Who Should Own Your Online Community?
Community ownership can depend on a lot of things – like who will use it the most, who will pay for it, and so on. These four steps will help you decide on ownership.
Every business project needs an owner. Someone who will work with colleagues and stakeholders to develop goals and a strategy, then implement that strategy. Often these owners aren’t just single people. They’re entire teams or departments.
That’s the way it is with online communities. One person may take the lead, but it’s teamwork that makes a community successful. Which brings us to the question at hand: Who should own your online community?
While communities are organization-wide initiatives, the team directly responsible for your community has a huge impact on its success.
Who Usually Owns Online Communities?
Marketing is the most common owner of online communities, according to the 2017 Business Impact of Online Communities Study. Marketing owns 38 percent of online communities. Following marketing are corporate communications and operations/support, with 12 percent each.
Those three departments are a good starting point, but just because marketing, communications, and support own the majority of online communities doesn’t mean they should own yours.
How to Decide Who Owns Your Community
Follow these three steps to determine the best owner for your online community.
1. Review Your Community’s Goals
Every community should have three to five goals directly related to business impacts like bringing in new prospects or reducing customer support costs. Look at your goals and see which departments they’re most likely to impact.
The department most impacted by your community is a top choice for ownership. For example, it’s natural for a customer support community be owned by your customer service department.
But while customer communities may have a natural owner, association communities can be trickier because their primary goals may fall under multiple departments. A private member community that builds relationships between members and the association benefits the membership, communications, and marketing departments, for instance. Any one of those departments could be a successful owner for community, so you may need to dive deeper into the primary purpose for your community to determine where it should fall in your association.
2. Follow the Money
Every community needs to be funded, and many organizations give ownership to the department that’s putting up the cash to keep the community running. This is a major reason why communities are often owned by marketing departments – they’re the ones fronting the bill and driving the community’s main goals.
However, both association and customer communities can also get their money from other sources. Association membership departments may bear the bulk of the cost for communities that act as a central hub for member benefits and association news, for instance. In commercial communities, customer support might put up the funds in order to create an online customer portal.
Look into where you got the budget for your online community. That department likely aligns with your community’s goals and would be a great owner.
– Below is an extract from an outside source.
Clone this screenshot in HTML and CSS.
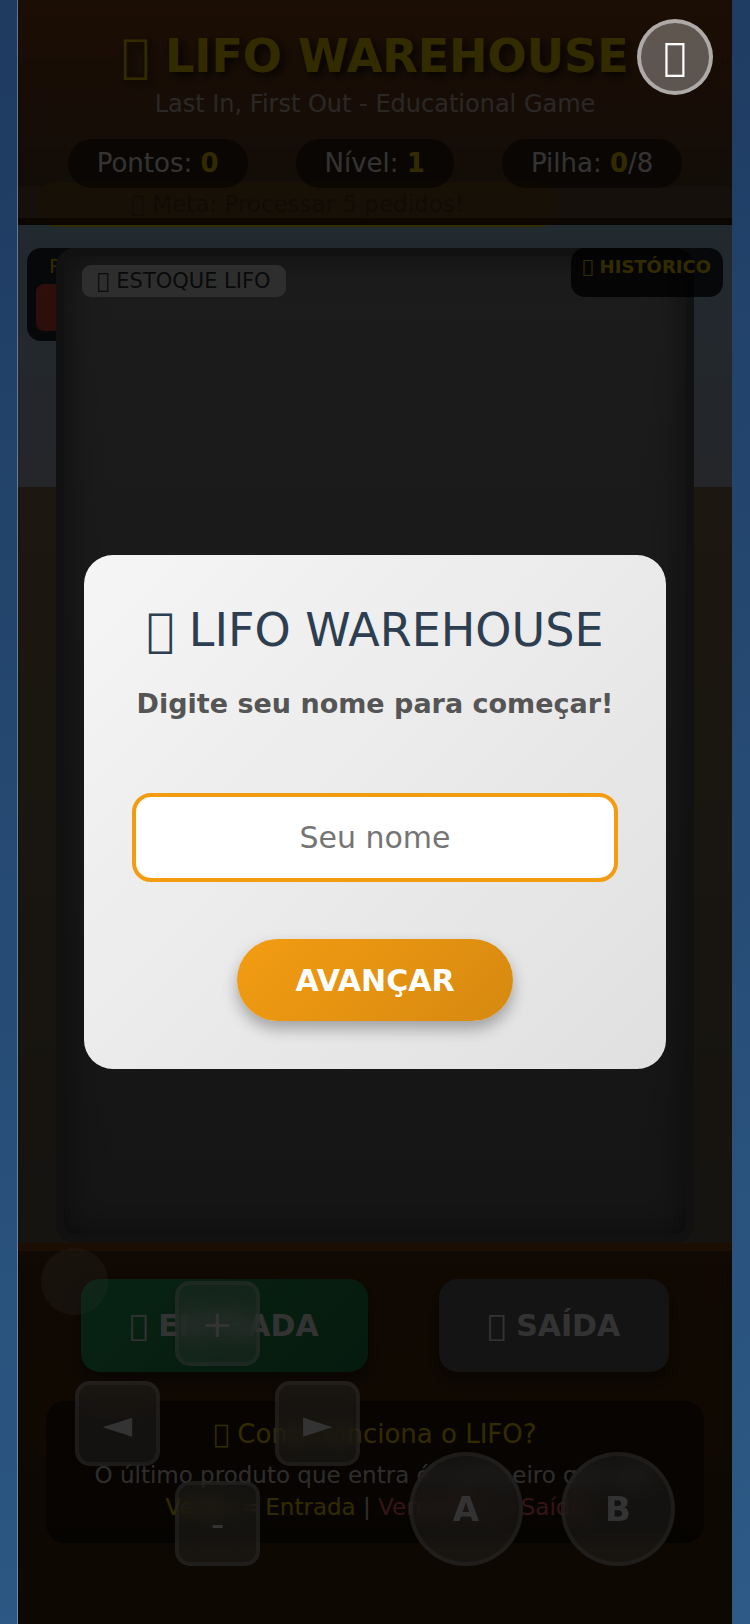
FILE: index.html
```html
<!DOCTYPE html>
<html lang="pt-BR">
<head>
    <meta charset="UTF-8">
    <meta name="viewport" content="width=device-width, initial-scale=1.0">
    <title>LIFO Warehouse</title>
    <link rel="stylesheet" href="styles.css">
</head>
<body>
    <div class="game-container">
        <header class="header">
            <h1>&#x10FFFD; LIFO WAREHOUSE</h1>
            <p class="subtitle">Last In, First Out - Educational Game</p>
            <div class="stats">
                <div class="stat">Pontos: <strong id="score">0</strong></div>
                <div class="stat">Nível: <strong id="level">1</strong></div>
                <div class="stat">Pilha: <strong id="stackSize">0</strong>/8</div>
            </div>
        </header>

        <main class="warehouse">
            <div class="goal">&#x10FFFD; Meta: Processar 5 pedidos!</div>
            <div class="orders">
                <div class="orders-title">PEDIDOS</div>
                <div class="order-card"></div>
            </div>
            <div class="stack-area">
                <div class="stack-label">&#x10FFFD; ESTOQUE LIFO</div>
            </div>
            <div class="history">&#x10FFFD; HISTÓRICO</div>
        </main>

        <section class="controls">
            <div class="actions">
                <button type="button" class="action-btn push-btn">&#x10FFFD; ENTRADA</button>
                <button type="button" class="action-btn pop-btn">&#x10FFFD; SAÍDA</button>
            </div>
            <div class="info">
                <h2>&#x10FFFD; Como funciona o LIFO?</h2>
                <p>O último produto que entra é o primeiro que sai!</p>
                <p><span class="gold">Verde = Entrada</span> | <span class="red">Vermelho = Saída</span></p>
            </div>
        </section>

        <!-- mobile gamepad -->
        <div class="joystick"></div>
        <div class="dpad">
            <button type="button" class="pad-btn up">+</button>
            <button type="button" class="pad-btn left">◄</button>
            <button type="button" class="pad-btn right">►</button>
            <button type="button" class="pad-btn down">-</button>
        </div>
        <div class="ab-buttons">
            <button type="button" class="round-btn">A</button>
            <button type="button" class="round-btn">B</button>
        </div>

        <div class="overlay">
            <form class="modal" onsubmit="return false;">
                <h2>&#x10FFFD; LIFO WAREHOUSE</h2>
                <label for="playerName">Digite seu nome para começar!</label>
                <input type="text" id="playerName" placeholder="Seu nome" maxlength="20">
                <button type="submit" class="next-btn">AVANÇAR</button>
            </form>
        </div>

        <button type="button" class="fullscreen-btn" aria-label="Tela cheia">&#x10FFFD;</button>
    </div>
</body>
</html>
```

FILE: styles.css
```css
* {
    box-sizing: border-box;
    margin: 0;
    padding: 0;
}
body {
    background: linear-gradient(170deg, #1e3a5f, #2d5a87);
    font-family: "DejaVu Sans", sans-serif;
    color: white;
    min-height: 100vh;
}
button, input {
    font-family: inherit;
}
.game-container {
    position: relative;
    display: flex;
    flex-direction: column;
    min-height: 100vh;
    margin: 0 18px;
    overflow: hidden;
    box-shadow: -1px 0 0 rgba(255, 255, 255, 0.3);
}

/* Header */
.header {
    position: relative;
    z-index: 2;
    height: 225px;
    padding-top: 29px;
    background: linear-gradient(rgba(139, 69, 19, 0.98), rgba(95, 65, 35, 0.88));
    border-bottom: 7px solid #3d2008;
    text-align: center;
}
.header h1 {
    color: #FFD700;
    font-size: 46px;
    line-height: 54px;
    text-shadow: 4px 4px 8px rgba(0, 0, 0, 0.8);
}
.subtitle {
    color: rgba(255, 255, 255, 0.7);
    font-size: 24px;
    line-height: 28px;
    margin-top: 7px;
}
.stats {
    display: flex;
    justify-content: center;
    gap: 48px;
    margin-top: 21px;
}
.stat {
    background: rgba(0, 0, 0, 0.5);
    border-radius: 24px;
    padding: 0 29px;
    font-size: 26px;
    line-height: 49px;
}
.stat strong {
    color: #FFD700;
}

/* Warehouse */
.warehouse {
    position: relative;
    flex: 1;
    display: flex;
    margin-top: -38px;
    padding: 61px 38px 0;
    background: linear-gradient(#a0d2eb, #b4bcd0 300px, #8c7350 300px, #6e6450);
}
.goal {
    position: absolute;
    top: -5px;
    left: 19px;
    width: 521px;
    height: 45px;
    background: #FFD700;
    color: black;
    border-radius: 19px;
    font-size: 23px;
    line-height: 45px;
    text-align: center;
}
.orders {
    position: absolute;
    top: 61px;
    left: 9px;
    width: 134px;
    height: 93px;
    padding: 9px;
    background: rgba(0, 0, 0, 0.8);
    border-radius: 14px;
    text-align: center;
}
.orders-title {
    color: #FFD700;
    font-size: 20px;
    line-height: 18px;
}
.order-card {
    height: 47px;
    margin-top: 9px;
    background: linear-gradient(135deg, #e74c3c, #c0392b);
    border-radius: 8px;
}
.stack-area {
    position: relative;
    flex: 1;
    padding: 9px 18px;
    background: linear-gradient(#8c8c8c, #6a6a6a);
    border: 8px solid #555;
    border-radius: 19px;
    box-shadow: inset 0 0 38px rgba(0, 0, 0, 0.5);
}
.stack-label {
    display: inline-block;
    padding: 0 15px;
    background: rgba(255, 255, 255, 0.8);
    color: #333;
    border-radius: 9px;
    font-size: 21px;
    line-height: 32px;
}
.history {
    position: absolute;
    top: 61px;
    right: 9px;
    height: 49px;
    padding: 9px 12px;
    background: rgba(0, 0, 0, 0.8);
    color: #FFD700;
    border-radius: 14px;
    font-size: 18px;
    font-weight: bold;
    line-height: 20px;
}

/* Controls */
.controls {
    height: 381px;
    padding: 28px;
    background: linear-gradient(#54300f, #402a0c);
    border-top: 8px solid #8B4513;
}
.actions {
    display: flex;
    justify-content: center;
    gap: 71px;
}
.action-btn {
    height: 93px;
    padding: 0 49px;
    border: none;
    border-radius: 19px;
    color: white;
    font-size: 30px;
    font-weight: bold;
    box-shadow: 0 8px 15px rgba(0, 0, 0, 0.4);
    cursor: pointer;
}
.push-btn {
    background: linear-gradient(135deg, #27ae60, #1e8449);
}
.pop-btn {
    background: #666;
}
.info {
    height: 142px;
    margin-top: 29px;
    padding-top: 18px;
    background: rgba(0, 0, 0, 0.5);
    border-radius: 19px;
    text-align: center;
}
.info h2 {
    color: #FFD700;
    font-size: 26px;
    font-weight: normal;
    line-height: 30px;
    margin-bottom: 10px;
}
.info p {
    color: rgba(255, 255, 255, 0.9);
    font-size: 23px;
    line-height: 32px;
    white-space: nowrap;
}
.info .gold {
    color: #FFD700;
}
.info .red {
    color: #ff6b6b;
}

/* Gamepad lies over the controls */
.joystick {
    position: absolute;
    left: 23px;
    bottom: 309px;
    width: 67px;
    height: 67px;
    background: rgba(255, 255, 255, 0.2);
    border-radius: 50%;
}
.dpad {
    position: absolute;
    left: 57px;
    bottom: 58px;
    display: grid;
    grid-template-columns: repeat(3, 85px);
    grid-template-rows: repeat(3, 85px);
    gap: 15px;
}
.pad-btn, .round-btn {
    background: rgba(255, 255, 255, 0.3);
    border: 4px solid rgba(255, 255, 255, 0.3);
    color: white;
    backdrop-filter: blur(10px);
}
.pad-btn {
    border-radius: 15px;
    font-size: 38px;
}
.up {
    grid-area: 1 / 2;
}
.left {
    grid-area: 2 / 1;
}
.right {
    grid-area: 2 / 3;
}
.down {
    grid-area: 3 / 2;
}
.ab-buttons {
    position: absolute;
    right: 57px;
    bottom: 58px;
    display: flex;
    gap: 38px;
}
.round-btn {
    width: 114px;
    height: 114px;
    border-radius: 50%;
    font-size: 34px;
    font-weight: bold;
}

/* Name modal */
.overlay {
    position: absolute;
    inset: 0;
    z-index: 10;
    display: flex;
    justify-content: center;
    align-items: center;
    padding: 0 66px;
    background: rgba(0, 0, 0, 0.8);
}
.modal {
    flex: 1;
    max-width: 600px;
    display: flex;
    flex-direction: column;
    align-items: center;
    padding: 48px;
    background: linear-gradient(135deg, #f5f5f5, #e0e0e0);
    border-radius: 29px;
    text-align: center;
}
.modal h2 {
    color: #2c3e50;
    font-size: 46px;
    font-weight: normal;
    line-height: 54px;
}
.modal label {
    color: #555;
    font-size: 27px;
    font-weight: bold;
    line-height: 32px;
    margin-top: 31px;
}
.modal input {
    width: 100%;
    height: 89px;
    margin-top: 73px;
    border: 4px solid #f39c12;
    border-radius: 19px;
    background: white;
    font-size: 30px;
    text-align: center;
}
.next-btn {
    height: 82px;
    margin-top: 57px;
    padding: 0 58px;
    background: linear-gradient(135deg, #f39c12, #d68910);
    border: none;
    border-radius: 41px;
    color: white;
    font-size: 30px;
    font-weight: bold;
    box-shadow: 0 8px 15px rgba(0, 0, 0, 0.3);
    cursor: pointer;
}
.fullscreen-btn {
    position: absolute;
    top: 19px;
    right: 19px;
    z-index: 11;
    width: 76px;
    height: 76px;
    background: rgba(255, 255, 255, 0.3);
    border: 4px solid rgba(255, 255, 255, 0.5);
    border-radius: 50%;
    color: white;
    font-size: 38px;
    cursor: pointer;
}
```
3. Evaluate Department Bandwidth
Your community has a greater chance of success if its owner has at least one part-time or full-time staff member to run it. Now that you’ve determined the most likely owner for your community based on goals or funding, make sure your choice is feasible. Talk to the department you’re considering, and ask if they have the time, staff, and expertise to run it.
If they don’t, consider other options:
- Is there another department who could run or co-own the community and get similar results?
- Can you hire an additional employee to help run the community?
- Does your community software provider offer community management services that could supplement your team?
All these options will help ensure anyone who owns your community has the resources they need to make it successful.
4. Pick Your Owner, But Share the Impact
Once you’ve chosen an owner, empower them to become internal advocates for the community. They can start by finding valuable, non-promotional ways for other departments to get involved. Make this a project that breaks silos and gets your entire organization working together.
Have your community owner work with staff from other departments to learn their challenges and outline how the community can help. Find reports from the community that will help different departments meet their goals and suggest a few ways staff can participate. Just remember that all staff participation should be member-oriented and add value. The last thing you want is for your community to become just another marketing channel.
For example, your marketing department may be struggling to find customers for testimonials and case studies. They can use the community to find and contact satisfied customers to help with those projects. Marketing can also stay involved in the community by posting announcement widgets and blogs. Be sure to keep the discussion forums about your members, though!
Expert Tip: After your community is up and running, periodically report results to each of your departments. If marketing found three new case studies from your community, highlight that in a report. As your staff sees the benefits of your community, you’ll gain long-term support.
Align Your Community’s Owner with Business Goals
An online community will be most effective when its owner is directly related to the community’s business goals. Evaluate your community’s purpose and its strategy, then see who will be most effective in carrying those out. Once you’ve made your decision, set your new owner up for success by ensuring they have the resources and organization-wide participation they need.